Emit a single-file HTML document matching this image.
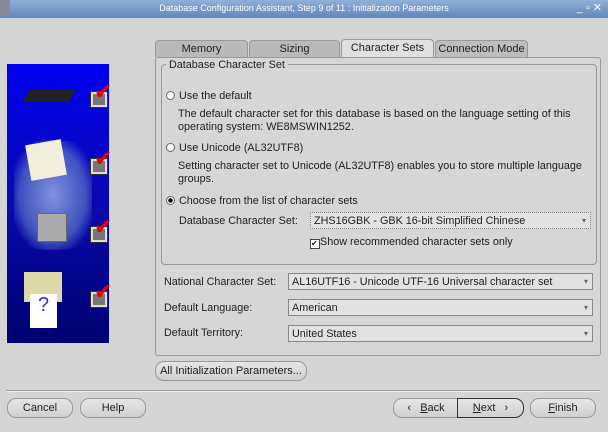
<!DOCTYPE html><html><head><style>
body{margin:0;width:608px;height:432px;background:#d4d4d4;font-family:"Liberation Sans",sans-serif;font-size:10.8px;color:#222;position:relative;overflow:hidden}
.a{position:absolute;white-space:nowrap}
.title{left:0;top:0;width:608px;height:18px;background:linear-gradient(#8fb0d8,#5f86bb);color:#fff;font-size:9px;text-align:center;line-height:17px}
.tab{position:absolute;top:40px;height:16px;border:1px solid #999;border-bottom:none;border-radius:4px 4px 0 0;background:#b9b9b9;text-align:center;line-height:17px;font-size:11px}
.box{position:absolute;border:1px solid #999;border-radius:4px}
.sel{position:absolute;height:15px;border:1px solid #888;background:#e2e2e2;line-height:16px;padding-left:3px;font-size:10.8px}
.sel:after{content:"▾";position:absolute;right:4px;top:0;font-size:8px;color:#666}
.btn{position:absolute;height:18px;border:1px solid #999;border-radius:9px;background:linear-gradient(#e6e6e6,#cfcfcf);text-align:center;line-height:19px;font-size:11px}
.rad{display:inline-block;width:7px;height:7px;border:1px solid #666;border-radius:50%;background:#fff;margin-right:4px;vertical-align:-1px}
.ck{position:absolute;width:12px;height:11px;border:2px solid #ddd;background:#777;outline:1px solid #333}
.ck:after{content:"✔";position:absolute;left:1px;top:-14px;color:#e00;font-size:22px;font-family:"DejaVu Sans",sans-serif}
</style></head><body>
<div class="a title">Database Configuration Assistant, Step 9 of 11 : Initialization Parameters<span style="position:absolute;right:6px;font-size:11px">_ ▫ ✕</span></div>
<div class="a" style="left:0;top:0;width:10px;height:16px;background:#889"></div>
<div class="a" style="left:7px;top:64px;width:102px;height:279px;background:linear-gradient(#0000f0,#0a0ab0 50%,#000070)"></div>
<div class="a" style="left:14px;top:140px;width:78px;height:110px;border-radius:40px/14px;background:radial-gradient(#8fa0e0,#4458c0 60%,transparent 80%);opacity:.9"></div>
<div class="a" style="left:26px;top:90px;width:46px;height:12px;background:#222;transform:skew(-30deg)"></div>
<div class="a" style="left:28px;top:142px;width:36px;height:36px;background:#f2eedc;transform:rotate(-10deg)"></div>
<div class="a" style="left:37px;top:213px;width:28px;height:27px;background:#aaa;border:1px solid #666"></div>
<div class="a" style="left:24px;top:272px;width:38px;height:30px;background:#ddd8a8"></div>
<div class="a" style="left:30px;top:294px;width:27px;height:34px;background:#fff;color:#33c;font-size:20px;text-align:center">?</div>
<div class="ck" style="left:91px;top:92px"></div>
<div class="ck" style="left:91px;top:159px"></div>
<div class="ck" style="left:91px;top:227px"></div>
<div class="ck" style="left:91px;top:292px"></div>
<div class="tab" style="left:155px;width:91px">Memory</div>
<div class="tab" style="left:249px;width:89px">Sizing</div>
<div class="tab" style="left:341px;width:91px;background:#e0e0e0;top:39px;height:18px">Character Sets</div>
<div class="tab" style="left:435px;width:91px;background:#bdbdbd">Connection Mode</div>
<div class="box" style="left:155px;top:57px;width:444px;height:297px;border-radius:3px;background:#d6d6d6"></div>
<div class="box" style="left:161px;top:64px;width:434px;height:199px"></div>
<div class="a" style="left:166px;top:59px;background:#d6d6d6;padding:0 3px">Database Character Set</div>
<div class="a" style="left:166px;top:90px"><span class="rad"></span>Use the default</div>
<div class="a" style="left:178px;top:108px;line-height:13px">The default character set for this database is based on the language setting of this<br>operating system: WE8MSWIN1252.</div>
<div class="a" style="left:166px;top:142px"><span class="rad"></span>Use Unicode (AL32UTF8)</div>
<div class="a" style="left:178px;top:160px;line-height:13px">Setting character set to Unicode (AL32UTF8) enables you to store multiple language<br>groups.</div>
<div class="a" style="left:166px;top:195px"><span class="rad" style="background:radial-gradient(#000 40%,#fff 50%)"></span>Choose from the list of character sets</div>
<div class="a" style="left:179px;top:215px">Database Character Set:</div>
<div class="sel" style="left:310px;top:212px;width:276px;border-style:dotted">ZHS16GBK - GBK 16-bit Simplified Chinese</div>
<div class="a" style="left:310px;top:236px"><span style="display:inline-block;width:8px;height:8px;border:1px solid #444;background:#fff;font-size:8px;line-height:8px;vertical-align:-1px;font-family:'DejaVu Sans'">✔</span>Show recommended character sets only</div>
<div class="a" style="left:164px;top:276px">National Character Set:</div>
<div class="sel" style="left:288px;top:273px;width:300px">AL16UTF16 - Unicode UTF-16 Universal character set</div>
<div class="a" style="left:164px;top:302px">Default Language:</div>
<div class="sel" style="left:288px;top:299px;width:300px">American</div>
<div class="a" style="left:164px;top:327px">Default Territory:</div>
<div class="sel" style="left:288px;top:325px;width:300px">United States</div>
<div class="btn" style="left:155px;top:361px;width:150px">All Initialization Parameters...</div>
<div class="a" style="left:6px;top:390px;width:594px;height:1px;background:#999;border-bottom:1px solid #eee"></div>
<div class="btn" style="left:7px;top:398px;width:64px">Cancel</div>
<div class="btn" style="left:80px;top:398px;width:64px">Help</div>
<div class="btn" style="left:393px;top:398px;width:64px;border-radius:9px 0 0 9px">&lsaquo;&nbsp;&nbsp;&nbsp;<u>B</u>ack</div>
<div class="btn" style="left:457px;top:398px;width:65px;border:1px solid #333;border-radius:0 9px 9px 0"><u>N</u>ext&nbsp;&nbsp;&nbsp;&rsaquo;</div>
<div class="btn" style="left:530px;top:398px;width:64px"><u>F</u>inish</div>
</body></html>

■ ■ ■ ■

Copy each line above precisely, dropping the pictures.

▸ **Written response**:
Emit a single-file HTML document matching this image.
<!DOCTYPE html><html><head><style>
body{margin:0;width:608px;height:432px;background:#d4d4d4;font-family:"Liberation Sans",sans-serif;font-size:10.8px;color:#222;position:relative;overflow:hidden}
.a{position:absolute;white-space:nowrap}
.title{left:0;top:0;width:608px;height:18px;background:linear-gradient(#8fb0d8,#5f86bb);color:#fff;font-size:9px;text-align:center;line-height:17px}
.tab{position:absolute;top:40px;height:16px;border:1px solid #999;border-bottom:none;border-radius:4px 4px 0 0;background:#b9b9b9;text-align:center;line-height:17px;font-size:11px}
.box{position:absolute;border:1px solid #999;border-radius:4px}
.sel{position:absolute;height:15px;border:1px solid #888;background:#e2e2e2;line-height:16px;padding-left:3px;font-size:10.8px}
.sel:after{content:"▾";position:absolute;right:4px;top:0;font-size:8px;color:#666}
.btn{position:absolute;height:18px;border:1px solid #999;border-radius:9px;background:linear-gradient(#e6e6e6,#cfcfcf);text-align:center;line-height:19px;font-size:11px}
.rad{display:inline-block;width:7px;height:7px;border:1px solid #666;border-radius:50%;background:#fff;margin-right:4px;vertical-align:-1px}
.ck{position:absolute;width:12px;height:11px;border:2px solid #ddd;background:#777;outline:1px solid #333}
.ck:after{content:"✔";position:absolute;left:1px;top:-14px;color:#e00;font-size:22px;font-family:"DejaVu Sans",sans-serif}
</style></head><body>
<div class="a title">Database Configuration Assistant, Step 9 of 11 : Initialization Parameters<span style="position:absolute;right:6px;font-size:11px">_ ▫ ✕</span></div>
<div class="a" style="left:0;top:0;width:10px;height:16px;background:#889"></div>
<div class="a" style="left:7px;top:64px;width:102px;height:279px;background:linear-gradient(#0000f0,#0a0ab0 50%,#000070)"></div>
<div class="a" style="left:14px;top:140px;width:78px;height:110px;border-radius:40px/14px;background:radial-gradient(#8fa0e0,#4458c0 60%,transparent 80%);opacity:.9"></div>
<div class="a" style="left:26px;top:90px;width:46px;height:12px;background:#222;transform:skew(-30deg)"></div>
<div class="a" style="left:28px;top:142px;width:36px;height:36px;background:#f2eedc;transform:rotate(-10deg)"></div>
<div class="a" style="left:37px;top:213px;width:28px;height:27px;background:#aaa;border:1px solid #666"></div>
<div class="a" style="left:24px;top:272px;width:38px;height:30px;background:#ddd8a8"></div>
<div class="a" style="left:30px;top:294px;width:27px;height:34px;background:#fff;color:#33c;font-size:20px;text-align:center">?</div>
<div class="ck" style="left:91px;top:92px"></div>
<div class="ck" style="left:91px;top:159px"></div>
<div class="ck" style="left:91px;top:227px"></div>
<div class="ck" style="left:91px;top:292px"></div>
<div class="tab" style="left:155px;width:91px">Memory</div>
<div class="tab" style="left:249px;width:89px">Sizing</div>
<div class="tab" style="left:341px;width:91px;background:#e0e0e0;top:39px;height:18px">Character Sets</div>
<div class="tab" style="left:435px;width:91px;background:#bdbdbd">Connection Mode</div>
<div class="box" style="left:155px;top:57px;width:444px;height:297px;border-radius:3px;background:#d6d6d6"></div>
<div class="box" style="left:161px;top:64px;width:434px;height:199px"></div>
<div class="a" style="left:166px;top:59px;background:#d6d6d6;padding:0 3px">Database Character Set</div>
<div class="a" style="left:166px;top:90px"><span class="rad"></span>Use the default</div>
<div class="a" style="left:178px;top:108px;line-height:13px">The default character set for this database is based on the language setting of this<br>operating system: WE8MSWIN1252.</div>
<div class="a" style="left:166px;top:142px"><span class="rad"></span>Use Unicode (AL32UTF8)</div>
<div class="a" style="left:178px;top:160px;line-height:13px">Setting character set to Unicode (AL32UTF8) enables you to store multiple language<br>groups.</div>
<div class="a" style="left:166px;top:195px"><span class="rad" style="background:radial-gradient(#000 40%,#fff 50%)"></span>Choose from the list of character sets</div>
<div class="a" style="left:179px;top:215px">Database Character Set:</div>
<div class="sel" style="left:310px;top:212px;width:276px;border-style:dotted">ZHS16GBK - GBK 16-bit Simplified Chinese</div>
<div class="a" style="left:310px;top:236px"><span style="display:inline-block;width:8px;height:8px;border:1px solid #444;background:#fff;font-size:8px;line-height:8px;vertical-align:-1px;font-family:'DejaVu Sans'">✔</span>Show recommended character sets only</div>
<div class="a" style="left:164px;top:276px">National Character Set:</div>
<div class="sel" style="left:288px;top:273px;width:300px">AL16UTF16 - Unicode UTF-16 Universal character set</div>
<div class="a" style="left:164px;top:302px">Default Language:</div>
<div class="sel" style="left:288px;top:299px;width:300px">American</div>
<div class="a" style="left:164px;top:327px">Default Territory:</div>
<div class="sel" style="left:288px;top:325px;width:300px">United States</div>
<div class="btn" style="left:155px;top:361px;width:150px">All Initialization Parameters...</div>
<div class="a" style="left:6px;top:390px;width:594px;height:1px;background:#999;border-bottom:1px solid #eee"></div>
<div class="btn" style="left:7px;top:398px;width:64px">Cancel</div>
<div class="btn" style="left:80px;top:398px;width:64px">Help</div>
<div class="btn" style="left:393px;top:398px;width:64px;border-radius:9px 0 0 9px">&lsaquo;&nbsp;&nbsp;&nbsp;<u>B</u>ack</div>
<div class="btn" style="left:457px;top:398px;width:65px;border:1px solid #333;border-radius:0 9px 9px 0"><u>N</u>ext&nbsp;&nbsp;&nbsp;&rsaquo;</div>
<div class="btn" style="left:530px;top:398px;width:64px"><u>F</u>inish</div>
</body></html>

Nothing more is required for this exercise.